The basic doctrine is stated in National Labor Relations Board v. Express Pub. Co., 1941, 312 U.S. 426, 437, 61 S.Ct. 693, 700, 85 L.Ed. 930: "To justify an order restraining other violations it must appear that they bear some resemblance to that which the employer has committed or that danger of their commission in the future is to be anticipated from the course of his conduct in the past." See Morrison-Knudsen, Inc. v. National Labor Relations Board, 9 Cir., 1959, 270 F.2d 864.
This was the scope of the order recommended by the trial examiner. We therefore need not pass upon the Board's contention, urged upon us at oral argument, that the union cannot object to the scope of the order because it failed to object to the scope of the order recommended by the trial examiner. See National Labor Relations Board v. Lummus Co., 5 Cir., 1954, 210 F.2d 377. The situation before us is thus not the same as that in Precision Fabricators, Inc. v. National Labor Relations Board, 2 Cir., 1953, 204 F.2d 567, where the Board had adopted verbatim the examiner's recommendation.
As modified, the Board's order will be enforced.

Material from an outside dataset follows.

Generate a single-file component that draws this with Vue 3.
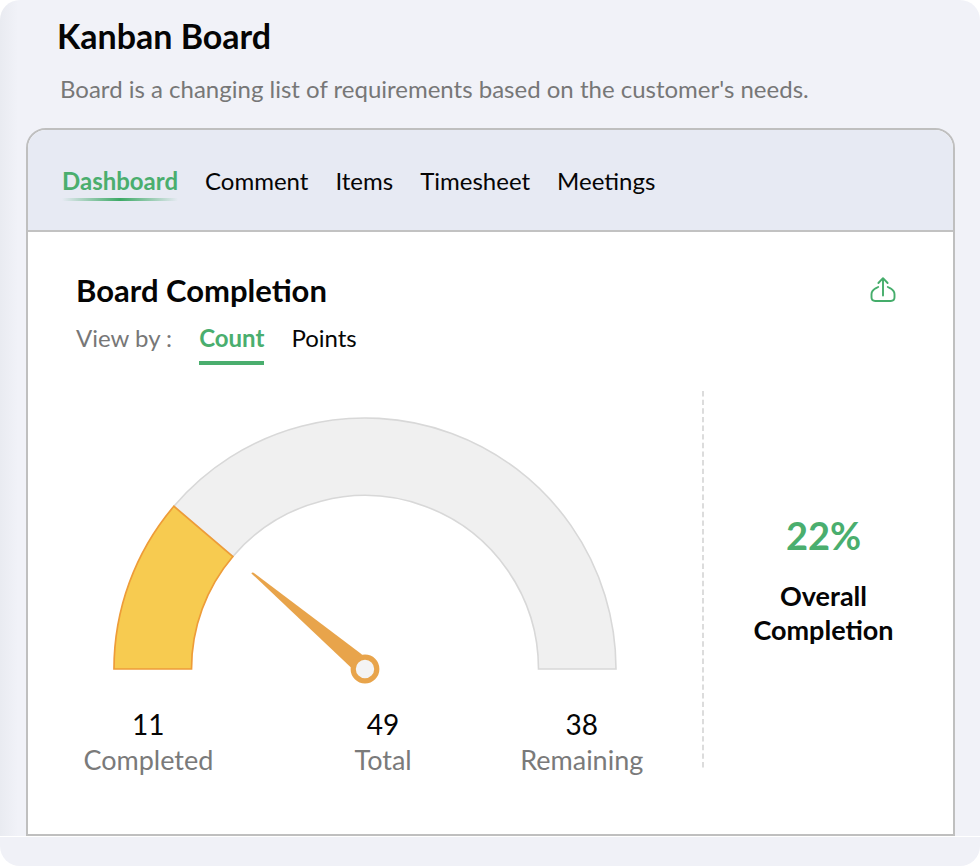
<script setup>
import { ref, computed } from 'vue'

const tabs = ['Dashboard', 'Comment', 'Items', 'Timesheet', 'Meetings']
const activeTab = ref('Dashboard')

const views = ['Count', 'Points']
const activeView = ref('Count')

const completed = 11
const total = 49
const stats = [
  { value: completed, label: 'Completed' },
  { value: total, label: 'Total' },
  { value: total - completed, label: 'Remaining' },
]
const percent = Math.round((completed / total) * 100)

// Gauge geometry, in viewBox units
const cx = 252
const cy = 252
const outer = 251
const inner = 173.5

function point(radius, share) {
  const a = Math.PI * (1 - share)
  return `${(cx + radius * Math.cos(a)).toFixed(2)} ${(cy - radius * Math.sin(a)).toFixed(2)}`
}
function band(from, to) {
  return `M${point(outer, from)} A${outer} ${outer} 0 0 1 ${point(outer, to)} L${point(inner, to)} A${inner} ${inner} 0 0 0 ${point(inner, from)} Z`
}
const share = completed / total
const trackPath = computed(() => band(share, 1))
const donePath = computed(() => band(0, share))
</script>

<template>
  <div class="page">
    <main class="board">
      <header class="intro">
        <h1>Kanban Board</h1>
        <p>Board is a changing list of requirements based on the customer's needs.</p>
      </header>

      <section class="card">
        <nav class="tabs" aria-label="Board sections">
          <a
            v-for="tab in tabs"
            :key="tab"
            href="#"
            class="tab"
            :class="{ active: tab === activeTab }"
            @click.prevent="activeTab = tab"
          >{{ tab }}</a>
        </nav>

        <div class="body">
          <div class="heading">
            <h2>Board Completion</h2>
            <button type="button" class="share" aria-label="Export">
              <svg viewBox="0 0 26 26" fill="none" stroke="currentColor" stroke-width="1.9" stroke-linecap="round" stroke-linejoin="round">
                <path d="M13 18.5V1.5M8.4 6L13 1.2L17.6 6" />
                <path d="M8.2 10L5.6 11.3Q1.5 13.8 1.5 17.2V20.3Q1.5 24 5.2 24H20.8Q24.5 24 24.5 20.3V17.2Q24.5 13.8 20.4 11.3L17.8 10" />
              </svg>
            </button>
          </div>

          <div class="viewby">
            <span>View by :</span>
            <button
              v-for="view in views"
              :key="view"
              type="button"
              class="view"
              :class="{ active: view === activeView }"
              @click="activeView = view"
            >{{ view }}</button>
          </div>

          <div class="content">
            <div class="chart">
              <svg class="gauge" viewBox="0 0 504 268" role="img" aria-label="Completion gauge">
                <path :d="trackPath" fill="#f0f0f0" stroke="#d8d8d8" stroke-width="1.6" />
                <path :d="donePath" fill="#f7cb50" stroke="#ee9c38" stroke-width="1.7" />
                <path d="M138.4 156.4Q139 155 140.6 155.8L249 237.5L238.5 251Z" fill="#e8a44b" />
                <circle cx="252" cy="252" r="11.8" fill="#f4f4f4" stroke="#e8a44b" stroke-width="5.2" />
              </svg>
              <dl class="stats">
                <div v-for="stat in stats" :key="stat.label" class="stat">
                  <dt>{{ stat.label }}</dt>
                  <dd>{{ stat.value }}</dd>
                </div>
              </dl>
            </div>
            <svg class="divider" aria-hidden="true">
              <line x1="1" y1="0" x2="1" y2="100%" stroke="#dcdcdc" stroke-width="2" stroke-dasharray="5.4 3.23" />
            </svg>
            <div class="overall">
              <strong>{{ percent }}%</strong>
              <p>Overall<br>Completion</p>
            </div>
          </div>
        </div>
      </section>
    </main>
    <footer class="base"></footer>
  </div>
</template>

<style>
body {
  margin: 0;
  background: #fff;
}
</style>

<style scoped>
.page {
  font-family: Lato, "Liberation Sans", sans-serif;
  color: #050505;
}
h1, h2, p, dl, dd {
  margin: 0;
}
button {
  border: 0;
  padding: 0;
  background: none;
  font: inherit;
  color: inherit;
  cursor: pointer;
}
.board {
  padding: 15px 25px 0 26px;
  border-radius: 20px 20px 0 0;
  background: linear-gradient(90deg, #e9ebf1 0, #f1f2f8 18px);
}
.intro {
  padding: 0 31px;
}
h1 {
  font-size: 34px;
  line-height: 42px;
  font-weight: 700;
}
.intro p {
  margin: 16px 0 0 3px;
  font-size: 24px;
  line-height: 32px;
  color: #777;
}
.card {
  margin-top: 23px;
  border: 2px solid #bfbfbf;
  border-radius: 20px 20px 0 0;
  background: #fff;
  overflow: hidden;
}
.tabs {
  display: flex;
  gap: 27px;
  padding: 35px 34px 28px;
  border-bottom: 2px solid #c2c2c2;
  background: #e7eaf3;
}
.tab {
  position: relative;
  padding-bottom: 5px;
  font-size: 24px;
  line-height: 32px;
  color: inherit;
  text-decoration: none;
}
.tab.active {
  font-weight: 700;
  color: #4aae6e;
}
.tab.active::after {
  content: "";
  position: absolute;
  left: 0;
  right: 0;
  bottom: 1px;
  height: 3px;
  background: linear-gradient(90deg, transparent, #3ca965 50%, transparent);
}
.body {
  padding: 38px 48px 56px;
}
.heading {
  display: flex;
  justify-content: space-between;
  align-items: center;
  padding-right: 9px;
}
h2 {
  font-size: 31px;
  line-height: 40px;
  font-weight: 700;
}
.share {
  width: 26px;
  height: 26px;
  color: #45ad6b;
}
.share svg {
  display: block;
  width: 26px;
  height: 26px;
  overflow: visible;
}
.viewby {
  display: flex;
  gap: 27px;
  margin-top: 12px;
  font-size: 24px;
  line-height: 32px;
  color: #777;
}
.view {
  padding-bottom: 7px;
  border-bottom: 4px solid transparent;
  color: #050505;
}
.view.active {
  border-color: #4aae6e;
  font-weight: 700;
  color: #4aae6e;
}
.content {
  display: flex;
  margin: 26px -38px 0 0;
}
.chart {
  flex: 1;
  padding-top: 26px;
}
.gauge {
  display: block;
  width: 504px;
  max-width: 100%;
  margin-left: 37px;
}
.stats {
  display: grid;
  grid-template-columns: 6fr 7fr 4fr;
  margin: 21px 48px 0 -36px;
}
.stat {
  display: flex;
  flex-direction: column-reverse;
  align-items: center;
  font-size: 28px;
  line-height: 36px;
}
.stat dt {
  font-size: 27px;
  color: #7a7a7a;
}
.divider {
  width: 2px;
  height: 378px;
}
.overall {
  width: 239px;
  display: flex;
  flex-direction: column;
  align-items: center;
  text-align: center;
  padding-top: 120px;
}
.overall strong {
  font-size: 38px;
  line-height: 48px;
  font-weight: 700;
  color: #4aae6e;
}
.overall p {
  margin-top: 20px;
  font-size: 27px;
  line-height: 34px;
  font-weight: 700;
}
.base {
  height: 29px;
  margin-top: 1px;
  border-radius: 0 0 20px 20px;
  background: #f0f1f7;
}
</style>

BASTIAN, Circuit Judge, dissents in part, believing that the record as a whole supports the findings of the trial examiner and not those of the Board insofar as the nine employees are concerned. He agrees, however, that the company is precluded from raising any points concerning the two employees referred to in the opinion and, if the order of the Board is to be enforced, that it should be modified in the manner provided in the majority opinion.